Houston Chamber Choir to Open Season at Co-Cathedral of the Sacred Heart, 9/16
The Houston Chamber Choir opens its 19th season - "The Voices of Houston" - with choral works of the late Renaissance and early Baroque periods that were inspired by the allure and breathtaking architecture of San Marco. The preeminent Canadian sackbut and string ensemble ¡Sacabuche! joins the Houston Chamber Choir to kick off the season. Audiences will journey through glorious polychoral and antiphonal works of Andrea and Giovanni Gabrieli, Hans Leo Hassler, Heinrich Schütz, and others, presented at the acoustically superb Co-Cathedral of the Sacred Heart on September 16th.
¡Sacabuche! specializes in Italian, Polish, and German music of the 16th and 17th centuries using baroque instrumentation including sackbuts (baroque trombones), violins, cornettos, dulcian, harp, organ, and voice. They are also noted for their dedication to creative and engaging interpretations of early Baroque and late Renaissance masterpieces, and for their willingness to explore multi-genre works. ¡Sacabuche! director, Linda Pearse, "look[s] forward to working with this dynamic and effervescent vocal ensemble. The timeless theme of Venice - revisited under the expert direction of Robert Simpson with the Houston Chamber Choir - promises a concert of expressive virtuosity that will caress the hearts and feed the souls of the listener."
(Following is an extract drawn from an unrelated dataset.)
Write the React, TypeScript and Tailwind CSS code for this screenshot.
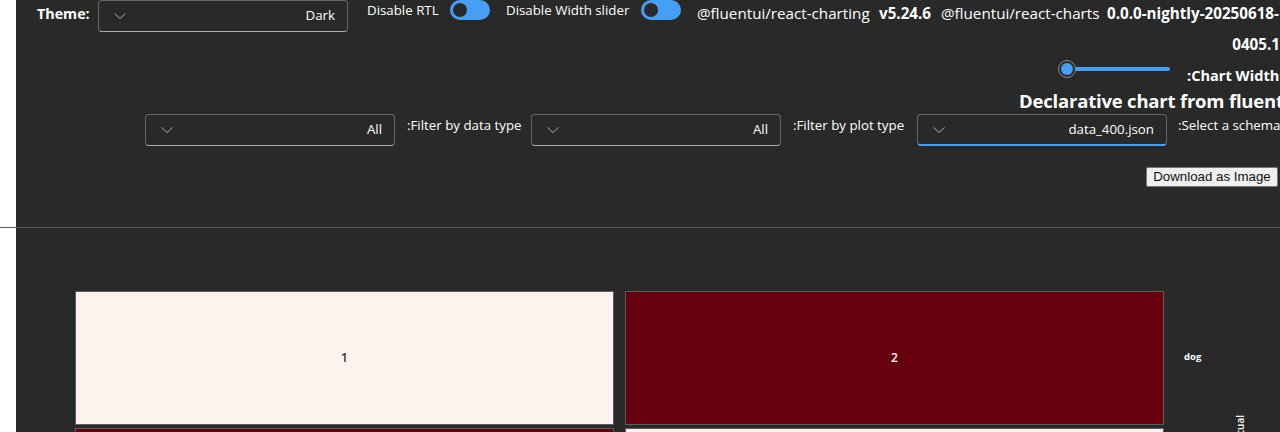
import React from "react";

const font = "font-['Open_Sans',sans-serif]";

function Chevron() {
  return (
    <svg width="14" height="12" viewBox="0 0 14 12" fill="none">
      <path d="M1.5 3.5 L7 8.5 L12.5 3.5" stroke="#adadad" strokeWidth="1" />
    </svg>
  );
}

function Dropdown({ value, focused }: { value: string; focused?: boolean }) {
  return (
    <div
      className={`flex items-center justify-between w-[250px] h-[32px] shrink-0 rounded-[4px] border border-[#666666] pl-[14px] pr-[12px] bg-[#292929] ${
        focused ? "border-b-2 border-b-[#479ef5]" : "border-b-[#adadad]"
      }`}
    >
      <Chevron />
      <span className="text-[13.3px] text-white">{value}</span>
    </div>
  );
}

function Toggle() {
  return (
    <div className="flex items-center w-[40px] h-[20px] shrink-0 rounded-full bg-[#479ef5] px-[3px]">
      <div className="w-[14px] h-[14px] rounded-full bg-[#292929]" />
    </div>
  );
}

function Strip() {
  return <div className="w-4 shrink-0 bg-white" />;
}

export default function App() {
  return (
    <div className={`w-[1280px] h-[432px] overflow-hidden flex flex-col ${font} text-white`}>
      {/* header */}
      <div className="flex h-[227px] shrink-0">
        <Strip />
        <div className="flex-1 bg-[#292929] overflow-hidden flex flex-col">
          {/* row 1 */}
          <div className="flex items-start pl-[21px] whitespace-nowrap">
            <span className="w-[61px] shrink-0 font-bold text-[14.3px] leading-[28px]">Theme:</span>
            <Dropdown value="Dark" />
            <span className="ml-[19px] w-[83px] shrink-0 text-[13.3px] leading-[20px]">Disable RTL</span>
            <Toggle />
            <span className="ml-[16px] w-[135px] shrink-0 text-[13.3px] leading-[20px]">Disable Width slider</span>
            <Toggle />
            <div className="ml-[16px] flex-1 flex flex-col text-[15.2px]">
              <div className="flex leading-[26px]">
                <span className="w-[182px] shrink-0">@fluentui/react-charting</span>
                <span className="w-[62px] shrink-0 font-bold">v5.24.6</span>
                <span className="w-[166px] shrink-0">@fluentui/react-charts</span>
                <span className="font-bold">0.0.0-nightly-20250618-</span>
              </div>
              <div className="mt-[5px] leading-[26px] text-right font-bold">0405.1</div>
            </div>
          </div>

          {/* slider row */}
          <div className="flex items-start pl-[1042px] mt-[2px] whitespace-nowrap">
            <div className="relative flex items-center w-[112px] h-[20px] shrink-0">
              <div className="absolute left-[8px] right-0 h-[4px] rounded-full bg-[#479ef5]" />
              <div className="relative w-[18px] h-[18px] rounded-full border border-[#8a8a8a] bg-[#292929] flex items-center justify-center">
                <div className="w-[12px] h-[12px] rounded-full bg-[#479ef5]" />
              </div>
            </div>
            <span className="ml-[17px] mt-[6px] text-[14.6px] leading-[20px] font-bold">:Chart Width</span>
          </div>

          {/* heading */}
          <div className="pl-[1003px] mt-[3px] whitespace-nowrap text-[18.5px] tracking-[-0.2px] leading-[26px] font-bold">
            Declarative chart from fluent
          </div>

          {/* filter row */}
          <div className="flex items-start pl-[129px] whitespace-nowrap">
            <Dropdown value="All" />
            <span className="w-[136px] shrink-0 pl-[12px] text-[13.3px] leading-[20px] pt-[1px]">:Filter by data type</span>
            <Dropdown value="All" />
            <span className="w-[136px] shrink-0 pl-[12px] text-[13.3px] leading-[20px] pt-[1px]">:Filter by plot type</span>
            <Dropdown value="data_400.json" focused />
            <span className="shrink-0 pl-[11px] text-[13.3px] leading-[20px] pt-[1px]">:Select a schema</span>
          </div>

          {/* download */}
          <div className="flex justify-end pr-[2px] mt-[21px]">
            <button className="w-[132px] h-[20px] rounded-[2px] border border-[#767676] bg-[#efefef] text-[#111] text-[13.3px] leading-[18px] font-['Liberation_Sans',sans-serif]">
              Download as Image
            </button>
          </div>
        </div>
      </div>

      <div className="h-px shrink-0 bg-[#5a5a5a]" />

      {/* chart */}
      <div className="flex flex-1">
        <Strip />
        <div className="flex-1 bg-[#292929] overflow-hidden pt-[63px] pl-[59px] flex items-start">
          <div className="grid grid-cols-[539px_539px] gap-x-[11px] gap-y-[3px] shrink-0">
            <div className="h-[134px] border border-[#5c5c5c] bg-[#fdf2ed] flex items-center justify-center text-[12px] font-semibold text-[#323130]">
              1
            </div>
            <div className="h-[134px] border border-[#5c5c5c] bg-[#67000d] flex items-center justify-center text-[12px] font-semibold text-white">
              2
            </div>
            <div className="h-[134px] border border-[#5c5c5c] bg-[#67000d]" />
            <div className="h-[134px] border border-[#5c5c5c] bg-[#fdf2ed]" />
          </div>
          <div className="ml-[20px] w-[50px] shrink-0 pt-[59px] text-[9.5px] leading-[14px] font-bold">dog</div>
          <div className="shrink-0 pt-[124px]">
            <div className="text-[10px] font-semibold [writing-mode:vertical-rl] rotate-180 leading-[12px]">Actual</div>
          </div>
        </div>
      </div>
    </div>
  );
}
The Gabrielis created a sensation in late 16th century Venice with their works for antiphonal choirs of singers and instruments. Giovanni (1554-1612) followed his uncle Andrea Gabrieli (1532-1585) as maestro di cappella at St. Mark's Basilica in Venice, one of the most recognized buildings in the world. St. Mark's has a balcony in each of the four corners of the building, a unique architectural feature which inspired the Gabrielis' polychoral and antiphonal style of composition. Hans Leo Hassler (1564-1612) was one of many young composers who flocked to Venice to learn this style of composition, and he became the first composer to bring the polychoral tradition across the Alps to his native Germany. Heinrich Schütz (1585-1672), who for most experts is considered the greatest German composer before Bach, also studied this new style with Giovanni Gabrieli, earning Giovanni the distinction of being the only person whom Schütz ever referred to by name as one of his teachers.
First Presbyterian Church of Kingwood: General admission tickets at concert are $20 for adults, $18 for seniors (65 and over), and $10 for students (with valid ID).
Co-Cathedral of the Sacred Heart: General admission tickets at concert are $40 for adults, $36 for seniors (65 and over), and $10 for students (with valid ID).